Hiroshi Akiba

Large scale drop impact analysis of mobile phone using ADVC on Blue Gene/L

Existing commercial finite element analysis (FEA) codes do not exhibit the performance necessary for large scale analysis on parallel computer systems. In this paper, we demonstrate the performance characteristics of a commercial parallel structural analysis code, ADVC, on Blue Gene/L (BG/L). The numerical algorithm of ADVC is described, tuned, and optimized on BG/L, and then a large scale drop impact analysis of a mobile phone is performed. The model of the mobile phone is a nearly-full assembly that includes inner structures. The size of the model we have analyzed has 47 million nodal points and 142 million DOFs. This does not seem exceptionally large, but the dynamic impact analysis of a product model, with the contact condition on the entire surface of the outer case under this size, cannot be handled by other CAE systems. Our analysis is an unprecedented attempt in the electronics industry. It took only half a day, 12.1 hours, for the analysis of about 2.4 milliseconds. The floating point operation performance obtained has been 538 GFLOPS on 4096 node of BG/L.
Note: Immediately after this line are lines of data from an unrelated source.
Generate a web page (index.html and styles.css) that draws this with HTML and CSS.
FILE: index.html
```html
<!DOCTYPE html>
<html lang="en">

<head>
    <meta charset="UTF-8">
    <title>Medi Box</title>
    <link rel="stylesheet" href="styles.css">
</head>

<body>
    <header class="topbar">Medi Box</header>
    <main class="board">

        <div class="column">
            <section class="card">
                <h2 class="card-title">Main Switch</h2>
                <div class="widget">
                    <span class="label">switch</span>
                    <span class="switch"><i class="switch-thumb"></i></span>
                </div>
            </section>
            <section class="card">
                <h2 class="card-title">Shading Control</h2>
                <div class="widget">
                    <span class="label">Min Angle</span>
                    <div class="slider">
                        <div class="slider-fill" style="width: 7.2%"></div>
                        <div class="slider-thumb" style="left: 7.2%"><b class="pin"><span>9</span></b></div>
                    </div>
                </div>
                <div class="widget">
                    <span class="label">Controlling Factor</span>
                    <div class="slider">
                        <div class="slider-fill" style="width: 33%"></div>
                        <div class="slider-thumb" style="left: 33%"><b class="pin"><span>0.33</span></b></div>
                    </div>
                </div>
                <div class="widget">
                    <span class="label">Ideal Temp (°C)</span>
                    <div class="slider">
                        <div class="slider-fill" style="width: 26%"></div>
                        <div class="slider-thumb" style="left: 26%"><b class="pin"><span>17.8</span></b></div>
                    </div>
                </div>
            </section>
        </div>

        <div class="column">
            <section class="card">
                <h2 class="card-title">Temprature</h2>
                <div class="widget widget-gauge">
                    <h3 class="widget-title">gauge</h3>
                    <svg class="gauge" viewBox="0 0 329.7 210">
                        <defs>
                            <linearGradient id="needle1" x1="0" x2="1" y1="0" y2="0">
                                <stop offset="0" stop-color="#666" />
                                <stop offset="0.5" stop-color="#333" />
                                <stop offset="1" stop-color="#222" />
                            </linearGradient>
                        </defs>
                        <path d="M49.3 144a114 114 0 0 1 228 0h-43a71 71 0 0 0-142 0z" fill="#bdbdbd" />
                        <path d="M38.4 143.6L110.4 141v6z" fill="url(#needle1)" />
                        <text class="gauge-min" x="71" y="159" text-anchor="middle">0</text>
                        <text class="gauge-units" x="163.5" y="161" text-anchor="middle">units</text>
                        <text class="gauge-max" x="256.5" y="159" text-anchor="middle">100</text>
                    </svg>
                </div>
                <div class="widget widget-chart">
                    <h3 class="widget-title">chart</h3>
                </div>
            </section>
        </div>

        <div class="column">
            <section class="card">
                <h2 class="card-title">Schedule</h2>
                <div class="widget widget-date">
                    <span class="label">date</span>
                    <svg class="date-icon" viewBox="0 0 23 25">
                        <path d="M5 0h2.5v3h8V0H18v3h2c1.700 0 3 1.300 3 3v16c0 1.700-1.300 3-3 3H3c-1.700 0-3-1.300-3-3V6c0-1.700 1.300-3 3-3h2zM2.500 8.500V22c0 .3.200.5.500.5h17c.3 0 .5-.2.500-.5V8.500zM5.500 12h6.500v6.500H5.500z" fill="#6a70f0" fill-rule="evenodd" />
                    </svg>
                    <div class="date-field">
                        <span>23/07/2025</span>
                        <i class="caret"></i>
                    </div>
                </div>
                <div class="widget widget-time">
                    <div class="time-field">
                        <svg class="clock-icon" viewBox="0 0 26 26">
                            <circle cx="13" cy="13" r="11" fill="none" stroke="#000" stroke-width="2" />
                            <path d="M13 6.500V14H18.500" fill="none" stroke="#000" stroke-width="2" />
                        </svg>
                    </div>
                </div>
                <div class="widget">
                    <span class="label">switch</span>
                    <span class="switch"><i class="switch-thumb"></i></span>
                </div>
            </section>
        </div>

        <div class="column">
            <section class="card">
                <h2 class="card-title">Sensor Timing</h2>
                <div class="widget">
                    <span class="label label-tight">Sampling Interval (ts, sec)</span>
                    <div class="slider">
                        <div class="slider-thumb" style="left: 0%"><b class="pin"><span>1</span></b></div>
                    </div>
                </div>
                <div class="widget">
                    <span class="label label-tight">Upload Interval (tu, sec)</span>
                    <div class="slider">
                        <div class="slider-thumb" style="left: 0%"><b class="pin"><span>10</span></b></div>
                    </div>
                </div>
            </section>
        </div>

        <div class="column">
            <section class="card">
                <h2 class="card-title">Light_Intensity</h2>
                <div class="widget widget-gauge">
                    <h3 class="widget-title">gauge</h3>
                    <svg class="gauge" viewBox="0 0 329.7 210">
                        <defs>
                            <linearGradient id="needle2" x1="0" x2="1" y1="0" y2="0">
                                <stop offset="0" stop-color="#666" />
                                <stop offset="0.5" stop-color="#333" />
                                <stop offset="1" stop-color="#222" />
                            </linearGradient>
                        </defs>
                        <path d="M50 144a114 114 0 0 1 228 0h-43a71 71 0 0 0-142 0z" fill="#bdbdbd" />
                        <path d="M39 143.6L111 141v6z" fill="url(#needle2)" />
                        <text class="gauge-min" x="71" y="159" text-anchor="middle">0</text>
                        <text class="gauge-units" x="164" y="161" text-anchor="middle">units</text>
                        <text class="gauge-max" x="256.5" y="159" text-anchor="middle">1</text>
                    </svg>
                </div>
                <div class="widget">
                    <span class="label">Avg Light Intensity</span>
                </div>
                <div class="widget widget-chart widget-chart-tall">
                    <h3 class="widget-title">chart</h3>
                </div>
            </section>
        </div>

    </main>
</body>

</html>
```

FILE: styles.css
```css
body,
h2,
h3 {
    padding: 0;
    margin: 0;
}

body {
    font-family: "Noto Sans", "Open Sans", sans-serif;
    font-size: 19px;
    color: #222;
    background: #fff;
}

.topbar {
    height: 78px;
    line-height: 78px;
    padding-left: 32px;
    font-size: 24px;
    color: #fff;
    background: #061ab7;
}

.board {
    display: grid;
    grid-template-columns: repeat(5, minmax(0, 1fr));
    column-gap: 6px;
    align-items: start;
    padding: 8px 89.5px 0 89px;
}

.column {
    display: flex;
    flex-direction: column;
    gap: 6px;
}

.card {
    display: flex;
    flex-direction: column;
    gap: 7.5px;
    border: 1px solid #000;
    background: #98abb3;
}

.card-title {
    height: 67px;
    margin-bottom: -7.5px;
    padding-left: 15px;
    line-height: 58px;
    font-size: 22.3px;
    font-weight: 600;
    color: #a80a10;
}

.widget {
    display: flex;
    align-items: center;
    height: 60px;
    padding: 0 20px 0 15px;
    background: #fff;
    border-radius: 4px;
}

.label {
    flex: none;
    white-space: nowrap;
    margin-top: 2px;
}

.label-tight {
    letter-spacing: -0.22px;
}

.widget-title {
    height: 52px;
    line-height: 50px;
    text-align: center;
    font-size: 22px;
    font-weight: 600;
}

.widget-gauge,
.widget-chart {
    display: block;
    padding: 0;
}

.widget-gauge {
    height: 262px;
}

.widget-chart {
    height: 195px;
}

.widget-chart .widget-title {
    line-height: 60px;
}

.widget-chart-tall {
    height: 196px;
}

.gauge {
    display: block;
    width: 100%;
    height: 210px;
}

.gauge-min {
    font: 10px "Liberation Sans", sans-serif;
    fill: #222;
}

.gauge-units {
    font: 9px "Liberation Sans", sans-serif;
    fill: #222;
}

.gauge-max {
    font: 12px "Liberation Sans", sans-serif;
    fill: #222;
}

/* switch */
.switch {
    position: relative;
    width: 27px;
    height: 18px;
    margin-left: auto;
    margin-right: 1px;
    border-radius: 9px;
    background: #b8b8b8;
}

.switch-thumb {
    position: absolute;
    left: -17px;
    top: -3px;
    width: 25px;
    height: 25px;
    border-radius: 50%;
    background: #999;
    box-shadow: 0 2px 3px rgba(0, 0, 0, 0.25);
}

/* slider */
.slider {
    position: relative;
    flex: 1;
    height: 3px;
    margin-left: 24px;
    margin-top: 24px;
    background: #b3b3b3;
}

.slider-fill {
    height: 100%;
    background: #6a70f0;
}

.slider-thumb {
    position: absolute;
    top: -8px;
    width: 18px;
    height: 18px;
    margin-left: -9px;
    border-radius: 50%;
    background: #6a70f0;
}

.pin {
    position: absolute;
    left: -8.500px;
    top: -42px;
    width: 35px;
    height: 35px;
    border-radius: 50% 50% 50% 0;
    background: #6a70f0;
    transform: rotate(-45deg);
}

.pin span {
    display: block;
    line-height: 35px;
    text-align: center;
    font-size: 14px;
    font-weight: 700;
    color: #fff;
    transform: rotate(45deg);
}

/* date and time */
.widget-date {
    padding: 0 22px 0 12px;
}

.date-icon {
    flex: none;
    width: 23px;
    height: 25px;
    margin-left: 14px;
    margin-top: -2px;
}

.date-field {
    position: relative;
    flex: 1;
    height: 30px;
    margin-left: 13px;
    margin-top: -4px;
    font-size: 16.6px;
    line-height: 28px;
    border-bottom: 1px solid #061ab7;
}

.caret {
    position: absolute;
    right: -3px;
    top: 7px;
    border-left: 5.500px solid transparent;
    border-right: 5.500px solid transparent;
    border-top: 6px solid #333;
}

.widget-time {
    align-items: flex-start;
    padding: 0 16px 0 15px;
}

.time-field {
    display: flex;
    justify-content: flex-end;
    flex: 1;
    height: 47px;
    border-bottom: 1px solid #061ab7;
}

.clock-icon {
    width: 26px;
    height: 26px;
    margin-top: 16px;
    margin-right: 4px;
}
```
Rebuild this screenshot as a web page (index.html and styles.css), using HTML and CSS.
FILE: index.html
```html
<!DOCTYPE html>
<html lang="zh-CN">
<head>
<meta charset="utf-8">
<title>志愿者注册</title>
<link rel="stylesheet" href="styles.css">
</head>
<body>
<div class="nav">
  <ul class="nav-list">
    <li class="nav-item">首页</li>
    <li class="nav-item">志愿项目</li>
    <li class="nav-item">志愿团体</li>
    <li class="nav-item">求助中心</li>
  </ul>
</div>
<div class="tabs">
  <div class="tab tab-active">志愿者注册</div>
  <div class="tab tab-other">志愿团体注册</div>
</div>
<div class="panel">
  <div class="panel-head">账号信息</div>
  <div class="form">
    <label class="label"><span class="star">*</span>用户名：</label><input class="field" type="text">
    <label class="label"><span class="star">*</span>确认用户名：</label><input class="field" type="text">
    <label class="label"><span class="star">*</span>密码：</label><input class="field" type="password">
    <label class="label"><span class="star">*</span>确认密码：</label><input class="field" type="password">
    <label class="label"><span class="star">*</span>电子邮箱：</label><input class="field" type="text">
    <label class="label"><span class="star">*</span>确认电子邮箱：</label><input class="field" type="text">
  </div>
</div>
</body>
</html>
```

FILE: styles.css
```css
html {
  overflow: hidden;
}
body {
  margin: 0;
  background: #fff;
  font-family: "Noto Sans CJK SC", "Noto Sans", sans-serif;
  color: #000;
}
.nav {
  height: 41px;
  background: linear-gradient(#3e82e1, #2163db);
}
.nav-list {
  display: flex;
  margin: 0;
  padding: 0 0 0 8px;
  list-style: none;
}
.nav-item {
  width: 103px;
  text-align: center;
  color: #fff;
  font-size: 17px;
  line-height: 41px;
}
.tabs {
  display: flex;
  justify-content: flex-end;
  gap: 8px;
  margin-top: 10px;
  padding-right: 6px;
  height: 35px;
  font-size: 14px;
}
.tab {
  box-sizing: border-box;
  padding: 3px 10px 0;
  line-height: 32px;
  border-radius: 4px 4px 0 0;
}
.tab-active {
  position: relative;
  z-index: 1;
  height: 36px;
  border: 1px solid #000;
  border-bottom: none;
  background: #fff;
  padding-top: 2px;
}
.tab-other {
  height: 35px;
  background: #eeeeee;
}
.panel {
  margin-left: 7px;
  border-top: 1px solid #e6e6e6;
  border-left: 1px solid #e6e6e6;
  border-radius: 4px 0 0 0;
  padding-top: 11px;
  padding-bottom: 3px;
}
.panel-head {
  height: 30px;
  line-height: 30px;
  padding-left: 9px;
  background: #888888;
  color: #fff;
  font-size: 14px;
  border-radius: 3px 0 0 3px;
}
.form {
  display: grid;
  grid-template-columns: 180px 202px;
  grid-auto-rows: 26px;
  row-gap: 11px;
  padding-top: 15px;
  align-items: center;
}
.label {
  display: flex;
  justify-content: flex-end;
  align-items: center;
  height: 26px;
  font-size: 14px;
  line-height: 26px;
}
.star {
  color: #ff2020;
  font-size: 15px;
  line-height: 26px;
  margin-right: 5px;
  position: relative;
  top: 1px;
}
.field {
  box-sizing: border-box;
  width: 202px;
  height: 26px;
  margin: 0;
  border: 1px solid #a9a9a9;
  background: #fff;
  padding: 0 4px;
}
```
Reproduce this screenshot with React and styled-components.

Direct analysis method for probabilistic fracture mechanics

A new method for solving problems of probabilistic fracture mechanics (PFM) is proposed. A process of crack growth is reduced into an iterative integration equation with respect to the probabilistic distribution functions of crack geometry using approximate independence, which we have introduced. The integration equation which has a form of Stieltjes integral is solved by a numerical method. Some PFM problems are solved using the present method, and the results are compared with those by the MC method. Failure probabilities obtained from both calculations agree well. Execution time of the present method is shown to be remarkably short.

Seismic response analysis of full-scale boiling water reactor using three-dimensional finite element method

This paper presents the three-dimensional finite element seismic response analysis of full-scale boiling water reactor BWR5 at Kashiwazaki-Kariwa Nuclear Power Station subjected to the Niigata-ken Chuetsu-Oki earthquake that occurred on 16 July 2007. During the earthquake, the automatic shutdown system of the reactors was activated successfully. Although the monitored seismic acceleration significantly exceeded the design level, it was found that there were no significant damages of the reactor cores or other important systems, structures and components through in-depth investigation. In the seismic design commonly used in Japan, a lumped mass model is employed to evaluate the seismic response of structures and components. Although the lumped mass model has worked well so far for a seismic proof design, it is still needed to develop more precise methods for the visual understanding of response behaviors. In the present study, we propose the three-dimensional finite element seismic response analysis of the full-scale and precise BWR model in order to directly visualize its dynamic behaviors. Through the comparison between both analysis results, we discuss the characteristics of both models. The stress values were also found to be generally under the design value.

Recursive Distribution Method for Probabilistic Fracture Mechanics

This paper proposes a new method for Probabilistic Fracture Mechanics (PFM). The present method gives a recursive formula for a joint probability distribution function of crack geometry, which is obtained from random variables of the initial crack geometry and a deterministic time-evolution law of the variables. A numerical example of Light Water Reactor (LWR)s piping is solved by the present method, and the results are compared with those of the Monte Carlo (MC) method. It is clearly shown that both results agree sufficiently well, while CPU time of the present method is remarkably short.

Recursive distribution method for probabilistic structural integrity analysis

The Recursive Distribution (RD) method represents a time-evolution law of a joint distribution function of a random vector which follows a deterministic time-evolution law under the prescription of an initial random vector. The recursive formula for the distribution function can be decomposed into the absolutely continuous part and the singular part, which is the Lebesgue decomposition of the distribution function. In this paper, a theory of the Lebesgue decomposition of the recursive formula is discussed, and a numerical algorithm of the RD method is given. The present method is applied to a probabilistic fracture mechanics analysis for piping integrity problem. In order to calculate the probability of the unstable fracture of the pipe, it is needed to evaluate the singular part of the Lebesgue decomposition. A numerical example and its comparison with the MC method are presented.